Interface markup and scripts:
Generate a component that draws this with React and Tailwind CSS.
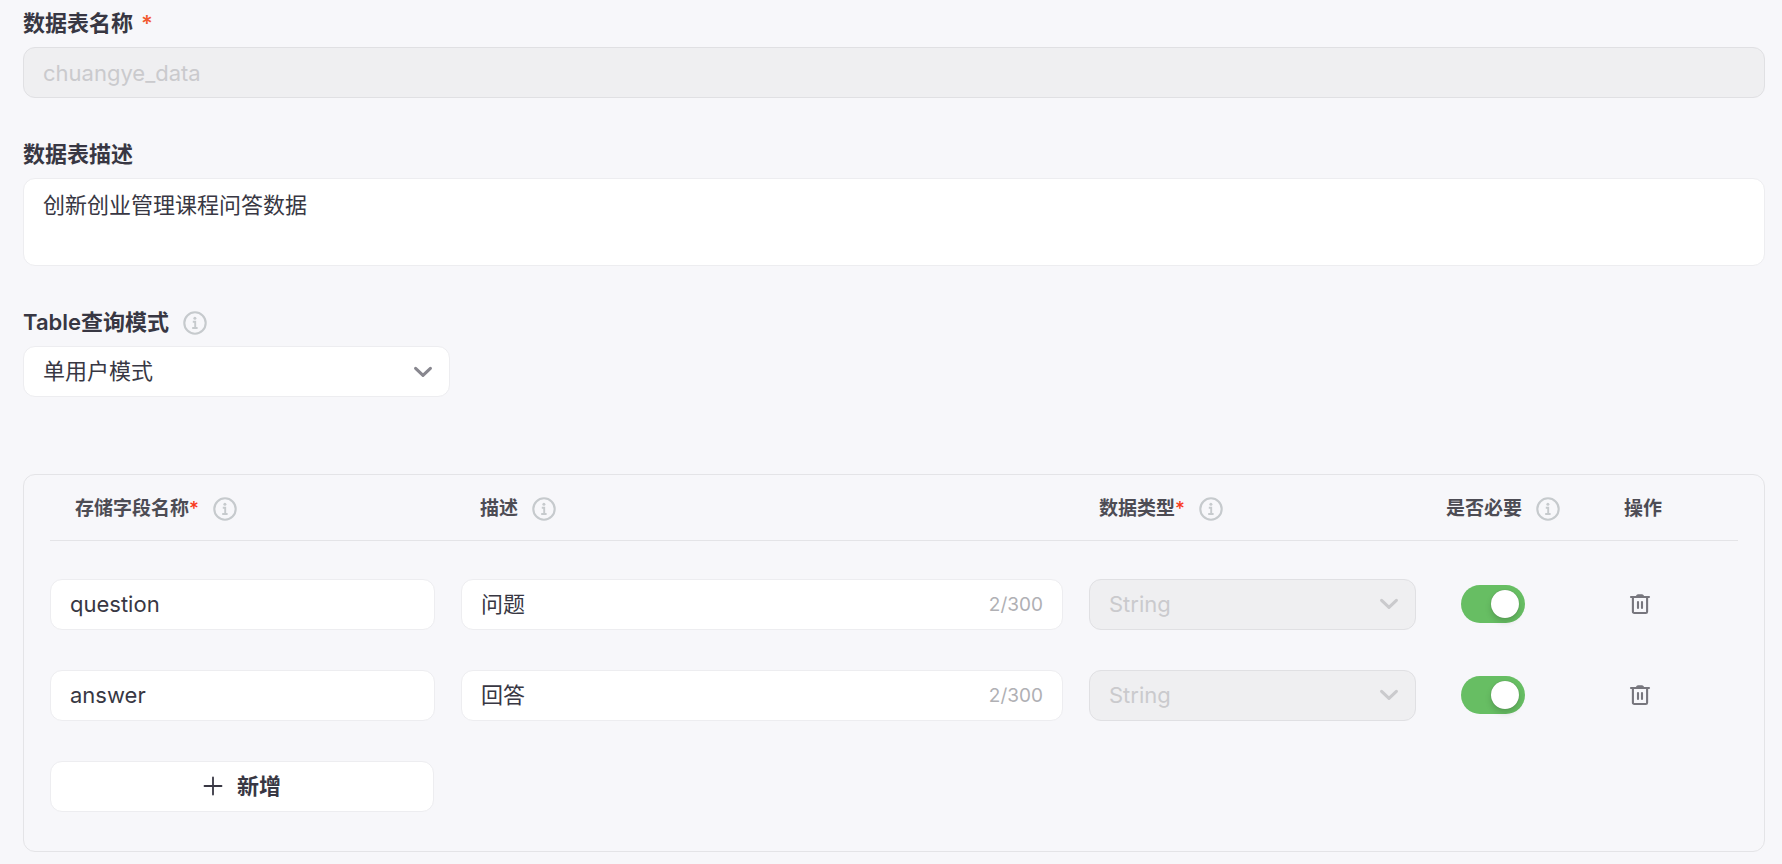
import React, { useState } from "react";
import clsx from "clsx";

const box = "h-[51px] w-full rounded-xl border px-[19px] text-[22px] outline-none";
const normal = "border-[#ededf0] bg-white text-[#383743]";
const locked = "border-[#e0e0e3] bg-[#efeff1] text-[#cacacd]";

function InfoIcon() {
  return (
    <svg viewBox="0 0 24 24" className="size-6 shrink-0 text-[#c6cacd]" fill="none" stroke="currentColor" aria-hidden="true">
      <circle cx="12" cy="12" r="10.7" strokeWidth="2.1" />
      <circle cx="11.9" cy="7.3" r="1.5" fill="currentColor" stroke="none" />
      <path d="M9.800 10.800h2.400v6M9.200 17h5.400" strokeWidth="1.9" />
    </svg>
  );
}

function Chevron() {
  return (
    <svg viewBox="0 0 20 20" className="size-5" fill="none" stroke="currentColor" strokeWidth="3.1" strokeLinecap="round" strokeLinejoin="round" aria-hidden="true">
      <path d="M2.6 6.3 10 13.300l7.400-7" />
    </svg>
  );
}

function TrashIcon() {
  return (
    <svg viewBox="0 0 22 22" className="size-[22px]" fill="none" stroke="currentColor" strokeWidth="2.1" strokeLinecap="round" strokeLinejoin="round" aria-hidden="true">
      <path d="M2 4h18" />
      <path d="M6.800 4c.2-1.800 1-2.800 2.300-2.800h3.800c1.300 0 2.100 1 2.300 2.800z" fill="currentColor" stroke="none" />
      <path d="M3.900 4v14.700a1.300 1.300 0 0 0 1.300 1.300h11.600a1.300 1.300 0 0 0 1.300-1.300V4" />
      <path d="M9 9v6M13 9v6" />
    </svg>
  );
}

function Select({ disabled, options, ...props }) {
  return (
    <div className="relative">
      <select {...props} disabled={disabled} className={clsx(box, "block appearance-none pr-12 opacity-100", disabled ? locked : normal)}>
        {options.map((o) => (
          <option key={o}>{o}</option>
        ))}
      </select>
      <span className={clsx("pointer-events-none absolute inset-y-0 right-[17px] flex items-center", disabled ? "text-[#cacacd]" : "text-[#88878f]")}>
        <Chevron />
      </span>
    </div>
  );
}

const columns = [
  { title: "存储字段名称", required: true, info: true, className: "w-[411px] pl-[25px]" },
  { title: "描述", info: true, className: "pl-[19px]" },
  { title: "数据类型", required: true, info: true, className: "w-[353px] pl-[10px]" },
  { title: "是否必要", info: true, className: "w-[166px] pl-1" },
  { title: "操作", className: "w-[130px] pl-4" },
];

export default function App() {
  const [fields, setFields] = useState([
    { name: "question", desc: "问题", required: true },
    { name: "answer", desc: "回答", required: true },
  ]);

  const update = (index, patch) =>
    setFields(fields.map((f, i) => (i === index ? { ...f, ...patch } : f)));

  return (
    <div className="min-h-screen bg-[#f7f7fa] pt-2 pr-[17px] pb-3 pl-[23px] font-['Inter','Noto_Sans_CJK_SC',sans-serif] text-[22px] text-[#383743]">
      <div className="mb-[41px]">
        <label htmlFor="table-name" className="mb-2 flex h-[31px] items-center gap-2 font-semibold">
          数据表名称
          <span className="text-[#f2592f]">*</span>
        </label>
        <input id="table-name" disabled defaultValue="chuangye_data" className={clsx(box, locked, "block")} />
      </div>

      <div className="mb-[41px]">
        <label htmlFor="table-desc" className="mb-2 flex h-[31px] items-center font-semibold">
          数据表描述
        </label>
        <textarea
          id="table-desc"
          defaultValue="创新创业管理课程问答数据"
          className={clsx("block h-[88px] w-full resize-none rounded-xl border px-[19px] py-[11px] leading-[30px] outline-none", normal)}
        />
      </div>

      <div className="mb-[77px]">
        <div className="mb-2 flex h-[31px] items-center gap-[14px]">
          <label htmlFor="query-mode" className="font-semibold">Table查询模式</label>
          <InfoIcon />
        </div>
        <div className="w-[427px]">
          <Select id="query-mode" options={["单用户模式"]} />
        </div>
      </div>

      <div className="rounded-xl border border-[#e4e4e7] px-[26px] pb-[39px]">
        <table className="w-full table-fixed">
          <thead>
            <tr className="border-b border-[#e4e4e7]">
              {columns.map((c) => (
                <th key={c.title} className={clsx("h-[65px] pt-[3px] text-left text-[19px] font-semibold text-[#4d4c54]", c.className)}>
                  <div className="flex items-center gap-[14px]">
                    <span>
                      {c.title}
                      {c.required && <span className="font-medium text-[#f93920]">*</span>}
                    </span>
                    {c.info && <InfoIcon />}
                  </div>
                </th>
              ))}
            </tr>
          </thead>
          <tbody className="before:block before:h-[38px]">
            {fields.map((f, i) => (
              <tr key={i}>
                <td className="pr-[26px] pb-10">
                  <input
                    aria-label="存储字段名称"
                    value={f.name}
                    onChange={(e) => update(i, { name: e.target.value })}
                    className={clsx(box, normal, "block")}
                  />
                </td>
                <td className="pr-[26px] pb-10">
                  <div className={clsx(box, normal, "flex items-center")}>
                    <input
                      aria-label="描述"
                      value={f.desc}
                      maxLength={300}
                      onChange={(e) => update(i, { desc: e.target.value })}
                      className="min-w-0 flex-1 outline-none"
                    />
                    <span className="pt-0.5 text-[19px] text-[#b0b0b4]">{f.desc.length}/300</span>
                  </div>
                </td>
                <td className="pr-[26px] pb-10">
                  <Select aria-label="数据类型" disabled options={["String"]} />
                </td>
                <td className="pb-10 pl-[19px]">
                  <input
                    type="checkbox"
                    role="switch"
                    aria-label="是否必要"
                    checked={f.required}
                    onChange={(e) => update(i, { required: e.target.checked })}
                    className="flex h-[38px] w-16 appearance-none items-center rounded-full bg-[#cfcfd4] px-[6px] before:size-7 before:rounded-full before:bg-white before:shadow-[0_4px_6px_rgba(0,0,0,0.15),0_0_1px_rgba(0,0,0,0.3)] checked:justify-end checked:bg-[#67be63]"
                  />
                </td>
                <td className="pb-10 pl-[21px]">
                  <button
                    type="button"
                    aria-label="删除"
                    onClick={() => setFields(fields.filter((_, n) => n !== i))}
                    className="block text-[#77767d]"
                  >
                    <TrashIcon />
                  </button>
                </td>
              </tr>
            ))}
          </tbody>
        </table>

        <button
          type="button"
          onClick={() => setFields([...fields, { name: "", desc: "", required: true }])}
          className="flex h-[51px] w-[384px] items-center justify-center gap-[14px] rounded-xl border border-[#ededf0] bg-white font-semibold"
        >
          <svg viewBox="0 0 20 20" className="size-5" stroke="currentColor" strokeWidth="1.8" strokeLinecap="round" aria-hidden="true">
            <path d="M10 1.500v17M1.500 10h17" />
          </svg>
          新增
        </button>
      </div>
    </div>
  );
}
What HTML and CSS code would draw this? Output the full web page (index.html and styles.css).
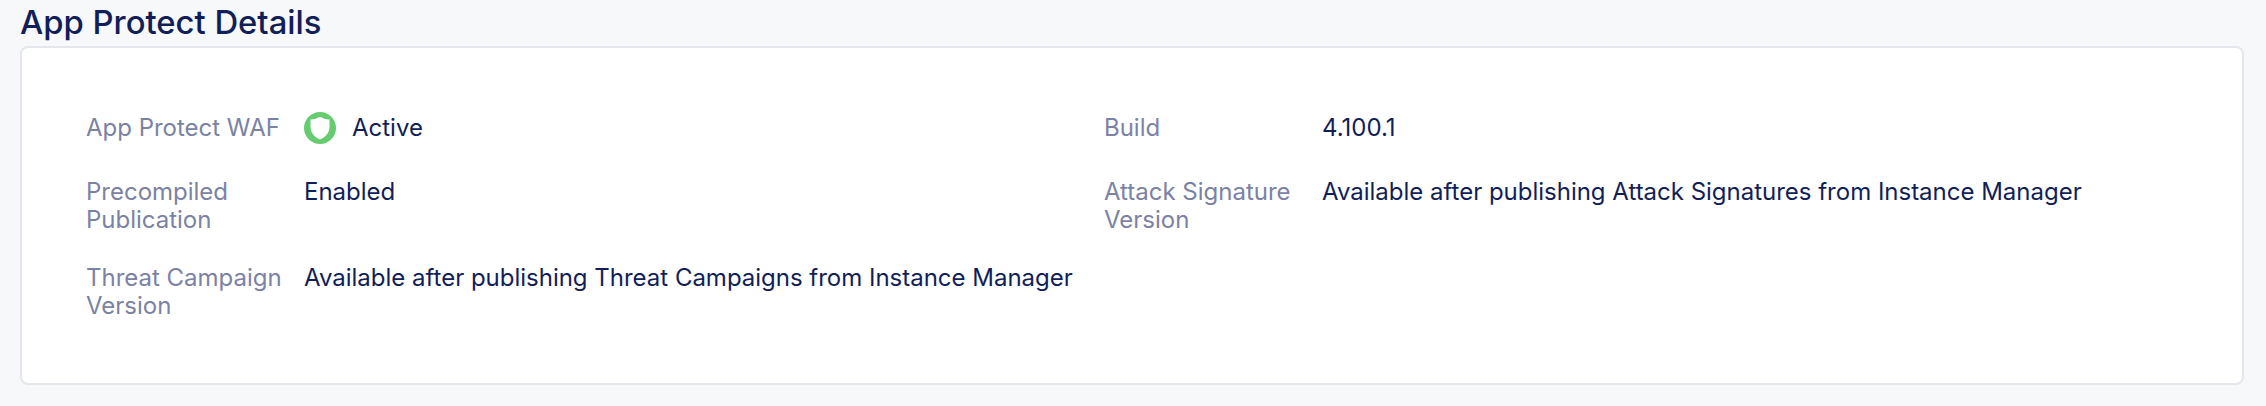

■ **Aim of the task**
The records shown above are to be repeated exactly, with the pictures left out.

■ **Final result**
Generate a component that draws this with React and Tailwind CSS.
import React, { useState } from "react";
import clsx from "clsx";

const box = "h-[51px] w-full rounded-xl border px-[19px] text-[22px] outline-none";
const normal = "border-[#ededf0] bg-white text-[#383743]";
const locked = "border-[#e0e0e3] bg-[#efeff1] text-[#cacacd]";

function InfoIcon() {
  return (
    <svg viewBox="0 0 24 24" className="size-6 shrink-0 text-[#c6cacd]" fill="none" stroke="currentColor" aria-hidden="true">
      <circle cx="12" cy="12" r="10.7" strokeWidth="2.1" />
      <circle cx="11.9" cy="7.3" r="1.5" fill="currentColor" stroke="none" />
      <path d="M9.800 10.800h2.400v6M9.200 17h5.400" strokeWidth="1.9" />
    </svg>
  );
}

function Chevron() {
  return (
    <svg viewBox="0 0 20 20" className="size-5" fill="none" stroke="currentColor" strokeWidth="3.1" strokeLinecap="round" strokeLinejoin="round" aria-hidden="true">
      <path d="M2.6 6.3 10 13.300l7.400-7" />
    </svg>
  );
}

function TrashIcon() {
  return (
    <svg viewBox="0 0 22 22" className="size-[22px]" fill="none" stroke="currentColor" strokeWidth="2.1" strokeLinecap="round" strokeLinejoin="round" aria-hidden="true">
      <path d="M2 4h18" />
      <path d="M6.800 4c.2-1.800 1-2.800 2.300-2.800h3.800c1.300 0 2.100 1 2.300 2.800z" fill="currentColor" stroke="none" />
      <path d="M3.900 4v14.700a1.300 1.300 0 0 0 1.300 1.300h11.600a1.300 1.300 0 0 0 1.300-1.300V4" />
      <path d="M9 9v6M13 9v6" />
    </svg>
  );
}

function Select({ disabled, options, ...props }) {
  return (
    <div className="relative">
      <select {...props} disabled={disabled} className={clsx(box, "block appearance-none pr-12 opacity-100", disabled ? locked : normal)}>
        {options.map((o) => (
          <option key={o}>{o}</option>
        ))}
      </select>
      <span className={clsx("pointer-events-none absolute inset-y-0 right-[17px] flex items-center", disabled ? "text-[#cacacd]" : "text-[#88878f]")}>
        <Chevron />
      </span>
    </div>
  );
}

const columns = [
  { title: "存储字段名称", required: true, info: true, className: "w-[411px] pl-[25px]" },
  { title: "描述", info: true, className: "pl-[19px]" },
  { title: "数据类型", required: true, info: true, className: "w-[353px] pl-[10px]" },
  { title: "是否必要", info: true, className: "w-[166px] pl-1" },
  { title: "操作", className: "w-[130px] pl-4" },
];

export default function App() {
  const [fields, setFields] = useState([
    { name: "question", desc: "问题", required: true },
    { name: "answer", desc: "回答", required: true },
  ]);

  const update = (index, patch) =>
    setFields(fields.map((f, i) => (i === index ? { ...f, ...patch } : f)));

  return (
    <div className="min-h-screen bg-[#f7f7fa] pt-2 pr-[17px] pb-3 pl-[23px] font-['Inter','Noto_Sans_CJK_SC',sans-serif] text-[22px] text-[#383743]">
      <div className="mb-[41px]">
        <label htmlFor="table-name" className="mb-2 flex h-[31px] items-center gap-2 font-semibold">
          数据表名称
          <span className="text-[#f2592f]">*</span>
        </label>
        <input id="table-name" disabled defaultValue="chuangye_data" className={clsx(box, locked, "block")} />
      </div>

      <div className="mb-[41px]">
        <label htmlFor="table-desc" className="mb-2 flex h-[31px] items-center font-semibold">
          数据表描述
        </label>
        <textarea
          id="table-desc"
          defaultValue="创新创业管理课程问答数据"
          className={clsx("block h-[88px] w-full resize-none rounded-xl border px-[19px] py-[11px] leading-[30px] outline-none", normal)}
        />
      </div>

      <div className="mb-[77px]">
        <div className="mb-2 flex h-[31px] items-center gap-[14px]">
          <label htmlFor="query-mode" className="font-semibold">Table查询模式</label>
          <InfoIcon />
        </div>
        <div className="w-[427px]">
          <Select id="query-mode" options={["单用户模式"]} />
        </div>
      </div>

      <div className="rounded-xl border border-[#e4e4e7] px-[26px] pb-[39px]">
        <table className="w-full table-fixed">
          <thead>
            <tr className="border-b border-[#e4e4e7]">
              {columns.map((c) => (
                <th key={c.title} className={clsx("h-[65px] pt-[3px] text-left text-[19px] font-semibold text-[#4d4c54]", c.className)}>
                  <div className="flex items-center gap-[14px]">
                    <span>
                      {c.title}
                      {c.required && <span className="font-medium text-[#f93920]">*</span>}
                    </span>
                    {c.info && <InfoIcon />}
                  </div>
                </th>
              ))}
            </tr>
          </thead>
          <tbody className="before:block before:h-[38px]">
            {fields.map((f, i) => (
              <tr key={i}>
                <td className="pr-[26px] pb-10">
                  <input
                    aria-label="存储字段名称"
                    value={f.name}
                    onChange={(e) => update(i, { name: e.target.value })}
                    className={clsx(box, normal, "block")}
                  />
                </td>
                <td className="pr-[26px] pb-10">
                  <div className={clsx(box, normal, "flex items-center")}>
                    <input
                      aria-label="描述"
                      value={f.desc}
                      maxLength={300}
                      onChange={(e) => update(i, { desc: e.target.value })}
                      className="min-w-0 flex-1 outline-none"
                    />
                    <span className="pt-0.5 text-[19px] text-[#b0b0b4]">{f.desc.length}/300</span>
                  </div>
                </td>
                <td className="pr-[26px] pb-10">
                  <Select aria-label="数据类型" disabled options={["String"]} />
                </td>
                <td className="pb-10 pl-[19px]">
                  <input
                    type="checkbox"
                    role="switch"
                    aria-label="是否必要"
                    checked={f.required}
                    onChange={(e) => update(i, { required: e.target.checked })}
                    className="flex h-[38px] w-16 appearance-none items-center rounded-full bg-[#cfcfd4] px-[6px] before:size-7 before:rounded-full before:bg-white before:shadow-[0_4px_6px_rgba(0,0,0,0.15),0_0_1px_rgba(0,0,0,0.3)] checked:justify-end checked:bg-[#67be63]"
                  />
                </td>
                <td className="pb-10 pl-[21px]">
                  <button
                    type="button"
                    aria-label="删除"
                    onClick={() => setFields(fields.filter((_, n) => n !== i))}
                    className="block text-[#77767d]"
                  >
                    <TrashIcon />
                  </button>
                </td>
              </tr>
            ))}
          </tbody>
        </table>

        <button
          type="button"
          onClick={() => setFields([...fields, { name: "", desc: "", required: true }])}
          className="flex h-[51px] w-[384px] items-center justify-center gap-[14px] rounded-xl border border-[#ededf0] bg-white font-semibold"
        >
          <svg viewBox="0 0 20 20" className="size-5" stroke="currentColor" strokeWidth="1.8" strokeLinecap="round" aria-hidden="true">
            <path d="M10 1.500v17M1.500 10h17" />
          </svg>
          新增
        </button>
      </div>
    </div>
  );
}
What HTML and CSS code would draw this? Output the full web page (index.html and styles.css).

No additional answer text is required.